Below is some material; set it all down exactly, apart from the pictures.

Data lines.
□ □ □ □

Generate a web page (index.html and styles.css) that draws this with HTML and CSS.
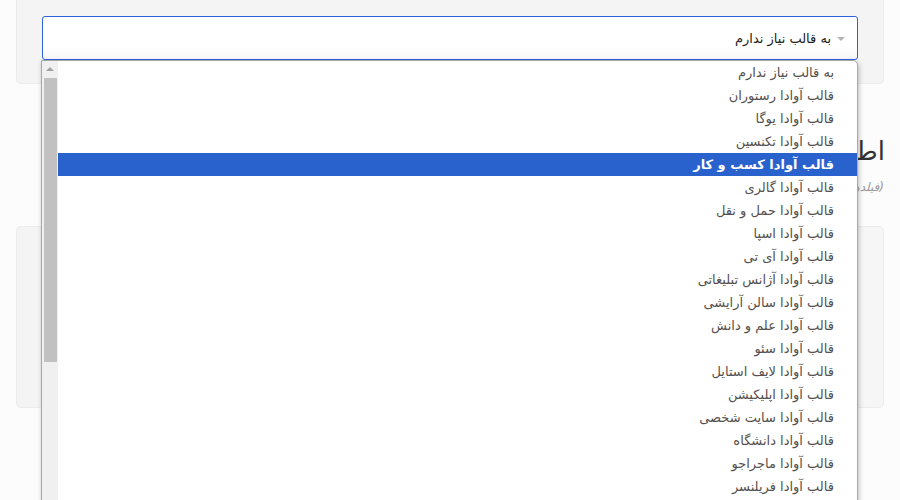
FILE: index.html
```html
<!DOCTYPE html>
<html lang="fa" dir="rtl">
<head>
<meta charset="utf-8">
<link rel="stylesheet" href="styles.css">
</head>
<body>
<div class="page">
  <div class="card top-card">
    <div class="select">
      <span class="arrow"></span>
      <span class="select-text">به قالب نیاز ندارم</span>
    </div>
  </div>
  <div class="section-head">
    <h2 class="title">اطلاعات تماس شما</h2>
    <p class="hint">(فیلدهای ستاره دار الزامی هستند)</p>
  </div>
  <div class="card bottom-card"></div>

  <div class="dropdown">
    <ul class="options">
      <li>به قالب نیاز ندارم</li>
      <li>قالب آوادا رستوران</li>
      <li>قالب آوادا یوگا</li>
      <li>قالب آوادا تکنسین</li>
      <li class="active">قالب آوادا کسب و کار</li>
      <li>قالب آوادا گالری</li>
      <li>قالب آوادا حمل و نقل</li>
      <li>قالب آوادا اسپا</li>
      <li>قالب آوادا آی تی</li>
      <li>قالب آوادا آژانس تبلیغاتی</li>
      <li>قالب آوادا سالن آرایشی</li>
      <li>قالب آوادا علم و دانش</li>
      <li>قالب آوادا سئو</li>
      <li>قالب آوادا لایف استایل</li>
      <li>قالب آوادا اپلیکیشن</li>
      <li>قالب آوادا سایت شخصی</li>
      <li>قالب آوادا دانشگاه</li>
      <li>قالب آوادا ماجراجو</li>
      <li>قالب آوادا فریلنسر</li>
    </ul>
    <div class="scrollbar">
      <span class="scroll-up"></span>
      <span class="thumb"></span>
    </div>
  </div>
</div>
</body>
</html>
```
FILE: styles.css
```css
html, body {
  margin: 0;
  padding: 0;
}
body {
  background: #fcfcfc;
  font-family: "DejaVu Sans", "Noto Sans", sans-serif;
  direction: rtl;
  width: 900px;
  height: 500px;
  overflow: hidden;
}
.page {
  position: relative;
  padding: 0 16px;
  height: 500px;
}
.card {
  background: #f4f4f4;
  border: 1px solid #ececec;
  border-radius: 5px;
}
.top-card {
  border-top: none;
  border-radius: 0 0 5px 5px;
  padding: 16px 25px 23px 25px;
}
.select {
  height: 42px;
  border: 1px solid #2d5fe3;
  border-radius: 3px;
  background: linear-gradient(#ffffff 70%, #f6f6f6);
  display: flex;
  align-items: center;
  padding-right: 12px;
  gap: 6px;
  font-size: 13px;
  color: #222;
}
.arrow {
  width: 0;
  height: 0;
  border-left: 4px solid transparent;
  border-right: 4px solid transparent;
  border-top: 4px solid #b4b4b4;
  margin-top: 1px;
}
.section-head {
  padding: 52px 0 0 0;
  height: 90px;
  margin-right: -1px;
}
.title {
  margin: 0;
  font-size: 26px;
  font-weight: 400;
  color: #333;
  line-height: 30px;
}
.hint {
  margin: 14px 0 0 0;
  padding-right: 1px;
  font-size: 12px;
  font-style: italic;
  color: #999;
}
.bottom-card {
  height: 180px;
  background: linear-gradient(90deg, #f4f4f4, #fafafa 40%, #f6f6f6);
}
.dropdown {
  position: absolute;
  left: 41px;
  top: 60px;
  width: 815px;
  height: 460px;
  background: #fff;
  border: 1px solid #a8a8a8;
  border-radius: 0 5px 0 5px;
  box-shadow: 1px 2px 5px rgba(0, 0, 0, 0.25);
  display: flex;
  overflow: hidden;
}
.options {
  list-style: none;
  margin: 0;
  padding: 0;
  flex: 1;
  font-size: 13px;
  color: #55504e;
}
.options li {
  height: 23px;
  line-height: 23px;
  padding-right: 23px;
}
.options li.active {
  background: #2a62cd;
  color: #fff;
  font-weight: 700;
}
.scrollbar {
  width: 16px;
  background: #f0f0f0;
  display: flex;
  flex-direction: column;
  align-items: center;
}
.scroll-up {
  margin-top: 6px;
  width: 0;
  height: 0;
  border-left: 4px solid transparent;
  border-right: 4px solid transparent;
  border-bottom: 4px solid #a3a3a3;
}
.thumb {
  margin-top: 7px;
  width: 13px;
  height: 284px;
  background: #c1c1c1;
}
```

□ □ □ □

Correct output.
Generate a web page (index.html and styles.css) that draws this with HTML and CSS.
FILE: index.html
```html
<!DOCTYPE html>
<html lang="fa" dir="rtl">
<head>
<meta charset="utf-8">
<link rel="stylesheet" href="styles.css">
</head>
<body>
<div class="page">
  <div class="card top-card">
    <div class="select">
      <span class="arrow"></span>
      <span class="select-text">به قالب نیاز ندارم</span>
    </div>
  </div>
  <div class="section-head">
    <h2 class="title">اطلاعات تماس شما</h2>
    <p class="hint">(فیلدهای ستاره دار الزامی هستند)</p>
  </div>
  <div class="card bottom-card"></div>

  <div class="dropdown">
    <ul class="options">
      <li>به قالب نیاز ندارم</li>
      <li>قالب آوادا رستوران</li>
      <li>قالب آوادا یوگا</li>
      <li>قالب آوادا تکنسین</li>
      <li class="active">قالب آوادا کسب و کار</li>
      <li>قالب آوادا گالری</li>
      <li>قالب آوادا حمل و نقل</li>
      <li>قالب آوادا اسپا</li>
      <li>قالب آوادا آی تی</li>
      <li>قالب آوادا آژانس تبلیغاتی</li>
      <li>قالب آوادا سالن آرایشی</li>
      <li>قالب آوادا علم و دانش</li>
      <li>قالب آوادا سئو</li>
      <li>قالب آوادا لایف استایل</li>
      <li>قالب آوادا اپلیکیشن</li>
      <li>قالب آوادا سایت شخصی</li>
      <li>قالب آوادا دانشگاه</li>
      <li>قالب آوادا ماجراجو</li>
      <li>قالب آوادا فریلنسر</li>
    </ul>
    <div class="scrollbar">
      <span class="scroll-up"></span>
      <span class="thumb"></span>
    </div>
  </div>
</div>
</body>
</html>
```
FILE: styles.css
```css
html, body {
  margin: 0;
  padding: 0;
}
body {
  background: #fcfcfc;
  font-family: "DejaVu Sans", "Noto Sans", sans-serif;
  direction: rtl;
  width: 900px;
  height: 500px;
  overflow: hidden;
}
.page {
  position: relative;
  padding: 0 16px;
  height: 500px;
}
.card {
  background: #f4f4f4;
  border: 1px solid #ececec;
  border-radius: 5px;
}
.top-card {
  border-top: none;
  border-radius: 0 0 5px 5px;
  padding: 16px 25px 23px 25px;
}
.select {
  height: 42px;
  border: 1px solid #2d5fe3;
  border-radius: 3px;
  background: linear-gradient(#ffffff 70%, #f6f6f6);
  display: flex;
  align-items: center;
  padding-right: 12px;
  gap: 6px;
  font-size: 13px;
  color: #222;
}
.arrow {
  width: 0;
  height: 0;
  border-left: 4px solid transparent;
  border-right: 4px solid transparent;
  border-top: 4px solid #b4b4b4;
  margin-top: 1px;
}
.section-head {
  padding: 52px 0 0 0;
  height: 90px;
  margin-right: -1px;
}
.title {
  margin: 0;
  font-size: 26px;
  font-weight: 400;
  color: #333;
  line-height: 30px;
}
.hint {
  margin: 14px 0 0 0;
  padding-right: 1px;
  font-size: 12px;
  font-style: italic;
  color: #999;
}
.bottom-card {
  height: 180px;
  background: linear-gradient(90deg, #f4f4f4, #fafafa 40%, #f6f6f6);
}
.dropdown {
  position: absolute;
  left: 41px;
  top: 60px;
  width: 815px;
  height: 460px;
  background: #fff;
  border: 1px solid #a8a8a8;
  border-radius: 0 5px 0 5px;
  box-shadow: 1px 2px 5px rgba(0, 0, 0, 0.25);
  display: flex;
  overflow: hidden;
}
.options {
  list-style: none;
  margin: 0;
  padding: 0;
  flex: 1;
  font-size: 13px;
  color: #55504e;
}
.options li {
  height: 23px;
  line-height: 23px;
  padding-right: 23px;
}
.options li.active {
  background: #2a62cd;
  color: #fff;
  font-weight: 700;
}
.scrollbar {
  width: 16px;
  background: #f0f0f0;
  display: flex;
  flex-direction: column;
  align-items: center;
}
.scroll-up {
  margin-top: 6px;
  width: 0;
  height: 0;
  border-left: 4px solid transparent;
  border-right: 4px solid transparent;
  border-bottom: 4px solid #a3a3a3;
}
.thumb {
  margin-top: 7px;
  width: 13px;
  height: 284px;
  background: #c1c1c1;
}
```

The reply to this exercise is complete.